Maps of subdivisions hang like gridded wallpaper. Shelves display tile samples and colorful pictures of modular homes, priced to fit a range of budgets.

"Seventy percent of our clients are Kurds who were displaced by Saddam Hussein," Zakariya Tahir Ali said in a recent interview. "Now they are coming back."

As Kurds with means build new houses, thousands of others who have returned to Kirkuk are demanding that their old houses be vacated by Arabs there under Saddam's ethnic policies, heightening tensions in one of Iraq's most diverse cities.

The former Iraqi president forced approximately 250,000 Kurdish residents to give up their homes to Arabs in the 1970s, to "Arabize" the city and the region's oil industry. U.S. and Iraqi officials estimate that nearly all those Kurds have returned to Kirkuk, capital of Al Tamim Province, along with as many as 100,000 newcomers.

Kirkuk, with a population of about 1 million, has long been home to a mix of Kurds, Turkomen and Arabs, both Shiite and Sunni Muslims, and a smattering of Christians.

Early in May, Turkomen leaders held discussions with Grand Ayatollah Ali al-Sistani, Iraq's most influential Shiite leader, to push for greater representation in Kirkuk's government. But it is the majority Kurds who have taken the strongest action to claim the city as their own.

Thousands of claims

Iraq's constitution outlines a process by which those who were illegally displaced by Saddam's regime would be compensated for confiscated property or resettled in their old homes. Under the plan, Arabs who relinquish Kurdish properties would also receive relocation funds. The resettlement programs would take place in advance of a citywide census and 2007 referendum that will decide whether the oil-rich province should be annexed to the semi-autonomous Kurdish region in Iraq's north.

Kurdish families have filed thousands of claims with the Iraq Property Claims Commission, created to redress victims of unjust land-grabs by Saddam's regime. Of 131,937 land claims filed since 2003 nationwide, one-third of them were filed in Kirkuk, according to commission figures.

Of those, about 2,500 claims have been settled, but there is still no effective legal mechanism to execute eviction orders on Arab occupants.

Thousands of Kurds have moved to Kirkuk to await adjudication of their claims, settling in bombed-out buildings and squatter camps throughout the city.

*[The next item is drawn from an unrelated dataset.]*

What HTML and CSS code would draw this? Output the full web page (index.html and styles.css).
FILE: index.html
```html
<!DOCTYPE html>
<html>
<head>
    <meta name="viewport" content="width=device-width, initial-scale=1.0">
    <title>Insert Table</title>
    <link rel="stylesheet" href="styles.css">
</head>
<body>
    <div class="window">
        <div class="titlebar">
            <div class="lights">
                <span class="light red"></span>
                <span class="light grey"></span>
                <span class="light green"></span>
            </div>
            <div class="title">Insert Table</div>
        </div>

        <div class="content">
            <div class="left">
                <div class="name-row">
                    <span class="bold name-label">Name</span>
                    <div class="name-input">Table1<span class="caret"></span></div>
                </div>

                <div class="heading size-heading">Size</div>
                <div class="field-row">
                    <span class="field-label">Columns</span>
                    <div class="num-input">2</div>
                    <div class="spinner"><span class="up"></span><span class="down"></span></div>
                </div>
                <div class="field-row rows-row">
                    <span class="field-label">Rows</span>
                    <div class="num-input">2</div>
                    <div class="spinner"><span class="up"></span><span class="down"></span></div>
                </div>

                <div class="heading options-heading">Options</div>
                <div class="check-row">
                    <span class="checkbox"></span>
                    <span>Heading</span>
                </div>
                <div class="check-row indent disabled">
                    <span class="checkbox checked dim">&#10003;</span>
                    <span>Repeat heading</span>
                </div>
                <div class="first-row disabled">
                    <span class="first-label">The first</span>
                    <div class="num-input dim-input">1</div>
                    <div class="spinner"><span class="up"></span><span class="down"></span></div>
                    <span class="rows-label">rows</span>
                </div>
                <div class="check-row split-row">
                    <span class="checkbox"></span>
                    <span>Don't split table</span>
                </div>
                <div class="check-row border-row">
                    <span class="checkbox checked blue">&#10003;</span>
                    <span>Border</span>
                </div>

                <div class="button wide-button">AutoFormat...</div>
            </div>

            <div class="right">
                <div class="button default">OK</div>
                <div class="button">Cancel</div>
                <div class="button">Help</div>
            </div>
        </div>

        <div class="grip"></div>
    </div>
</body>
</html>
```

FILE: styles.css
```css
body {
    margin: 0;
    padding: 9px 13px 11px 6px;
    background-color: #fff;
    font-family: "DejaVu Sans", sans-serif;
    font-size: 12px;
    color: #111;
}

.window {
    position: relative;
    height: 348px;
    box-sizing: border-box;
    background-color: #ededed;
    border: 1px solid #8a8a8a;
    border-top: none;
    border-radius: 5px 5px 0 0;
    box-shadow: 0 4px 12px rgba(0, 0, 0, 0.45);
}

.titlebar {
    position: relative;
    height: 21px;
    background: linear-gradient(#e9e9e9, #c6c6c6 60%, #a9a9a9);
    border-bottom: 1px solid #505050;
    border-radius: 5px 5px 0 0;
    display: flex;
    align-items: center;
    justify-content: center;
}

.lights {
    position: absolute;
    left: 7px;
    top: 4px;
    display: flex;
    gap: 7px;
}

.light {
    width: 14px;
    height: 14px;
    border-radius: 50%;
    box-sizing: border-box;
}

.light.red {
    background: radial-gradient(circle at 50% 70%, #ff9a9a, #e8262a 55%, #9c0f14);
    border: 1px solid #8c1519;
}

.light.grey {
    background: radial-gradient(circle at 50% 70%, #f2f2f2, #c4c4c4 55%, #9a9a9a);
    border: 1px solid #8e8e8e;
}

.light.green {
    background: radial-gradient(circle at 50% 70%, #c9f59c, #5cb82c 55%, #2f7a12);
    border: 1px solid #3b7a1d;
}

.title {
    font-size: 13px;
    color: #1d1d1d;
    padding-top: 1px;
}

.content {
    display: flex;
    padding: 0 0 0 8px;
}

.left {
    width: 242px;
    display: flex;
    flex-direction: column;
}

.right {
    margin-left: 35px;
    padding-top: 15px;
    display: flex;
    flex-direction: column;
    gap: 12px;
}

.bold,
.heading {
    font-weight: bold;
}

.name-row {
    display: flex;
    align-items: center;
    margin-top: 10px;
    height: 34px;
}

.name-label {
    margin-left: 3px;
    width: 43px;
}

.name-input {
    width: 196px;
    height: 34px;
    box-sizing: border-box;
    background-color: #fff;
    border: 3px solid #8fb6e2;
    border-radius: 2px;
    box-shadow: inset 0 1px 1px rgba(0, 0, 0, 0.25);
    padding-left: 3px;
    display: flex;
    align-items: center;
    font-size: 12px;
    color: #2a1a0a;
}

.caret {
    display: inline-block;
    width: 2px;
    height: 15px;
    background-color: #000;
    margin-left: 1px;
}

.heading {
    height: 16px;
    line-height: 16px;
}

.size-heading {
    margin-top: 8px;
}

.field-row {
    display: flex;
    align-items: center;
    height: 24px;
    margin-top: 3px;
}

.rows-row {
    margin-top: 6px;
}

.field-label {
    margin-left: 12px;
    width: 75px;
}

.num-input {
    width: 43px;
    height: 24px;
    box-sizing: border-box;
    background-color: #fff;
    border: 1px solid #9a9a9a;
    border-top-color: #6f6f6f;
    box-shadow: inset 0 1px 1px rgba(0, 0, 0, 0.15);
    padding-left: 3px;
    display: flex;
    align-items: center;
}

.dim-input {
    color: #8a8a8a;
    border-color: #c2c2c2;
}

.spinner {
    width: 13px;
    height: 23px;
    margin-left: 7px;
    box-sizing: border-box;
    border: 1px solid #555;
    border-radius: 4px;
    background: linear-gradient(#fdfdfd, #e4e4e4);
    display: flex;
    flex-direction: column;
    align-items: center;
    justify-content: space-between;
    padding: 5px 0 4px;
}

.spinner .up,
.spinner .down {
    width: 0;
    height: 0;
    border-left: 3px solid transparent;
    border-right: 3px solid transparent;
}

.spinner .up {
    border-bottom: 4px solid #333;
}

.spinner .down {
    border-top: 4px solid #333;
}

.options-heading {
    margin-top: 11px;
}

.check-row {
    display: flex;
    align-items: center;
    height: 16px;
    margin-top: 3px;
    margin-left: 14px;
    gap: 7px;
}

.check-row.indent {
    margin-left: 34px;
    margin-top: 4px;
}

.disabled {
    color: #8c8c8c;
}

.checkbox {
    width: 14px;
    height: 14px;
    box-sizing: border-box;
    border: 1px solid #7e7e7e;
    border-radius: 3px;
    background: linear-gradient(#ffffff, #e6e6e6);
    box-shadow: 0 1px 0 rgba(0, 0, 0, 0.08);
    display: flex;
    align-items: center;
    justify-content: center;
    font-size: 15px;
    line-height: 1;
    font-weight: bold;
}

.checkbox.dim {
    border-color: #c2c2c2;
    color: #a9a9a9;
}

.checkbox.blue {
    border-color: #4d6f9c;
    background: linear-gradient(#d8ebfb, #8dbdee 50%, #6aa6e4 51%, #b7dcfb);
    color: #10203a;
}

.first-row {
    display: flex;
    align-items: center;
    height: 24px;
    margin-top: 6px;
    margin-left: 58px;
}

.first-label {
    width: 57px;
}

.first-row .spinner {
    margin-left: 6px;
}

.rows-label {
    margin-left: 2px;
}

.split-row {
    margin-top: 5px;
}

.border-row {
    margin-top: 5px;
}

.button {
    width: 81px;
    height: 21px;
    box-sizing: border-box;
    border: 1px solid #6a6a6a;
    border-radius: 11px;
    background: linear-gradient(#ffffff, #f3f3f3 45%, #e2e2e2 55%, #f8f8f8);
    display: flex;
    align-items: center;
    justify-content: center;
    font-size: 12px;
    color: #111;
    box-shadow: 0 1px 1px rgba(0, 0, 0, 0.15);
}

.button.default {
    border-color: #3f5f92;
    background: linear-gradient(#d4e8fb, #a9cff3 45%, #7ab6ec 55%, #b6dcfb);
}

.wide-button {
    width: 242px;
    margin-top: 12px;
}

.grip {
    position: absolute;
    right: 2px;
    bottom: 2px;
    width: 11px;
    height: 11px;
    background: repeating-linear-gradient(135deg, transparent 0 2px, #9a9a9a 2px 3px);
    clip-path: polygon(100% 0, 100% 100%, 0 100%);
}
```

About a half-mile from the Zakariya Real Estate office, Kirkuk's soccer stadium is home to one of the city's largest displaced communities. During a recent visit, two families could be seen holding a slapdash wedding ceremony in the stadium parking lot. Hundreds of others huddled in crumbling storage and changing rooms.

The garbage-strewn stadium lacks running water and electricity and has occasionally been targeted by insurgents' rockets.

'Nobody cares'

"My family was driven out of Kirkuk during the former regime because we are Kurds," said Ahmed Nori, 29, a refugee who said he was born in Kirkuk. "We returned to Kirkuk after the regime fell and have lived here since then. Nobody cares about displaced people ."

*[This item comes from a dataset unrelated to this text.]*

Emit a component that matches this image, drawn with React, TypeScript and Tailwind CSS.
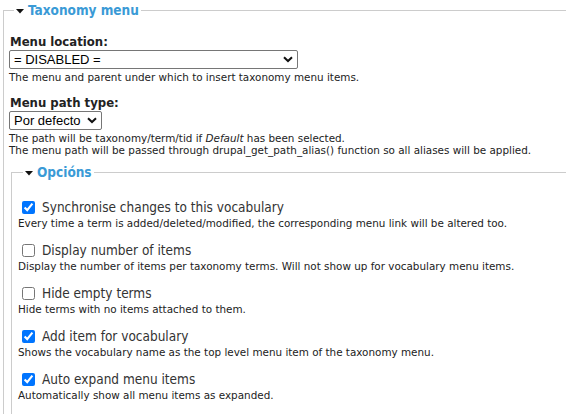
import React from 'react';

const head = { fontFamily: '"DejaVu Sans Condensed", "DejaVu Sans", sans-serif' };
const body = { fontFamily: '"DejaVu Sans", Verdana, sans-serif' };
const ctrl = { fontFamily: '"Liberation Sans", Arial, sans-serif' };

const Arrow = () => (
  <svg width="8" height="5" viewBox="0 0 8 5" className="mr-[4px] mt-[2px] shrink-0">
    <path d="M0 0 H8 L4 4.5 Z" fill="#111" />
  </svg>
);

const Chevron = () => (
  <svg width="10" height="7" viewBox="0 0 10 7">
    <path d="M1 1.2 L5 5 L9 1.2" fill="none" stroke="#111" strokeWidth="2" />
  </svg>
);

const Legend: React.FC<{ title: string }> = ({ title }) => (
  <legend className="ml-[5px] px-[2px]">
    <span className="flex items-center text-[13.5px] leading-[20px] font-bold text-[#3a9ad6]" style={head}>
      <Arrow />
      {title}
    </span>
  </legend>
);

const Select: React.FC<{ value: string; width: string }> = ({ value, width }) => (
  <div
    className={`flex items-center justify-between h-[19px] border border-[#767676] rounded-[2px] pl-[4px] pr-[4px] text-[13px] leading-[17px] text-black bg-white ${width}`}
    style={ctrl}
  >
    <span>{value}</span>
    <Chevron />
  </div>
);

const options = [
  {
    label: 'Synchronise changes to this vocabulary',
    desc: 'Every time a term is added/deleted/modified, the corresponding menu link will be altered too.',
    checked: true,
  },
  {
    label: 'Display number of items',
    desc: 'Display the number of items per taxonomy terms. Will not show up for vocabulary menu items.',
    checked: false,
  },
  {
    label: 'Hide empty terms',
    desc: 'Hide terms with no items attached to them.',
    checked: false,
  },
  {
    label: 'Add item for vocabulary',
    desc: 'Shows the vocabulary name as the top level menu item of the taxonomy menu.',
    checked: true,
  },
  {
    label: 'Auto expand menu items',
    desc: 'Automatically show all menu items as expanded.',
    checked: true,
  },
];

export default function App() {
  return (
    <div className="w-[566px] h-[414px] overflow-hidden bg-white text-[#222]" style={body}>
      <fieldset className="ml-[3px] w-[620px] h-[430px] border-l border-t border-[#cccccc] pl-[5px]">
        <Legend title="Taxonomy menu" />

        <div className="pt-[13px]">
          <div className="ml-[1px] text-[13px] leading-[17px] font-bold text-[#222]" style={head}>
            Menu location:
          </div>
          <Select value="= DISABLED =" width="w-[289px]" />
          <div className="text-[10.4px] leading-[12px] mt-[2px]">
            The menu and parent under which to insert taxonomy menu items.
          </div>
        </div>

        <div className="pt-[11px]">
          <div className="ml-[1px] text-[13px] leading-[17px] font-bold text-[#222]" style={head}>
            Menu path type:
          </div>
          <Select value="Por defecto" width="w-[93px]" />
          <div className="text-[10.4px] leading-[12px] mt-[2px]">
            The path will be taxonomy/term/tid if <em>Default</em> has been selected.
            <br />
            The menu path will be passed through drupal_get_path_alias() function so all aliases will be applied.
          </div>
        </div>

        <fieldset className="mt-[6px] ml-[2px] h-[300px] border-l border-t border-[#cccccc] pl-[6px]">
          <Legend title="Opcións" />
          <div className="pt-[17px] flex flex-col gap-[12px]">
            {options.map((o) => (
              <div key={o.label}>
                <label className="flex items-center gap-[7px] ml-[4px] text-[13.5px] leading-[17px] text-[#333]" style={head}>
                  <input type="checkbox" defaultChecked={o.checked} className="w-[13px] h-[13px] m-0" />
                  <span>{o.label}</span>
                </label>
                <div className="text-[10.4px] leading-[13px] mt-[1px]">{o.desc}</div>
              </div>
            ))}
          </div>
        </fieldset>
      </fieldset>
    </div>
  );
}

Ali opened his real estate office three years ago and says he has been doing brisk business. He says he has sold two-thirds of the 1,850 land parcels he started out with and is looking for more land to develop -- but real estate inside the city has become increasingly scarce.

Some beneficiaries of Saddam's Arabization plan say Kurdish settlers are pressuring them to leave Kirkuk. But after as many as 30 years in the northern city, many Arab families have no place to go.

Kurdish leaders say they are willing to negotiate resettlement costs for Kirkuk's Arab residents but insist that most of them must leave.